In math and the sciences, the constructivist concept applies well: course objectives are much easier than in Comp and Lit courses. Now IF the course is a graduation requirement, and all students have to pass it, then it seems to me that there is a reason why it is required: to bring students through a particular content area with some specific desired outcomes in terms of knowledge/skills. For example, a required history course should challenge the students to "...discuss the events and persons in the context of political, economic and social standards prevalent during [time period] in [area] in a properly formatted, grammatically correct and logical [essay/research paper]...". IF the course is one that fulfills a graduation requirement, but is one of several options (as are mine), then they need to address certain institutional goals. For a 'dream course' none of this really applies.
Format... bottom line, all 'styles' address a common purpose: to identify the source of information. If a person knows and can use one, then the switch should not be that onerous. To 'fail' a student on the first assignment because they have not used the proper format is a bit draconian IMHO, because we are there to teach them to learn. Students should make steady improvement, not be perfect on day one.
I too was in a situation like aneumey: a lot of talk about course in a can, and never really liked that. What we did was come up with a required learning assessment in each of 6-7 required courses, and it was worth perhaps 20% of the course grade. The balance was up to the individual instructor. This approach seemed to appease most people, including our assessment person. Sine we used a lot of contingency faculty, with a revolving door of new faces each year, it also helped THEM get their preps done, since this pretty much covered a few weeks of material, leaving less to worry about. We never told anyone that they cannot use any particular method: some prefer discussion, some give copius notes, others used a lot of handouts that the students filled in and could use as study sheets, some used a lot of short writing assignments, some used multiple guess, but in the end, that one assignment would be the final standard by which we knew that the students had been exposed to our departmental objectives in a meaningful manner. All this developed internally as a natural result of frustration at the upper level when we had to cover too much remediation of the basics. Our graduating basketweaving students did not know how to construct a basic basket, or properly prepare the canes for creating animal-shaped baskets, which was a skill expected by prospective employers. Rather than be told what to do, our department was highly proactive and a lot of the issues we had were resolved.

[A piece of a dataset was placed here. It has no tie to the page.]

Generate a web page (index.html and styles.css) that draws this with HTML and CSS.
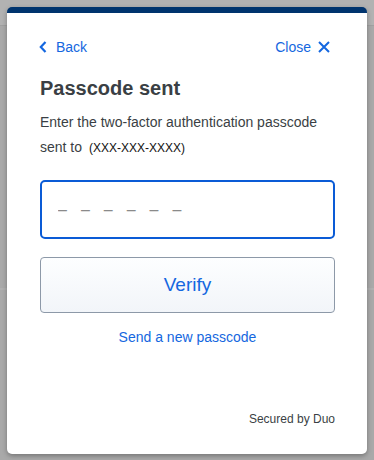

Of course YMMV, and nothing works in every situation. Still, it would be nice to know that as an institutional newbie, I had some concrete guidance. Oh well, back to tossing together some general lecture notes while I wait for my textbooks to arrive.
I have looked carefully at similar course outlines from other institutions, checked textbook chapter headings from different texts, and sure enough Kedves, I have enough to go on, at least until my textbook ancillaries arrive. Thanks all for the comments, even those that slapped me back to reality: sometimes we have trouble making changes to new systems that are so drastically different from past experiences.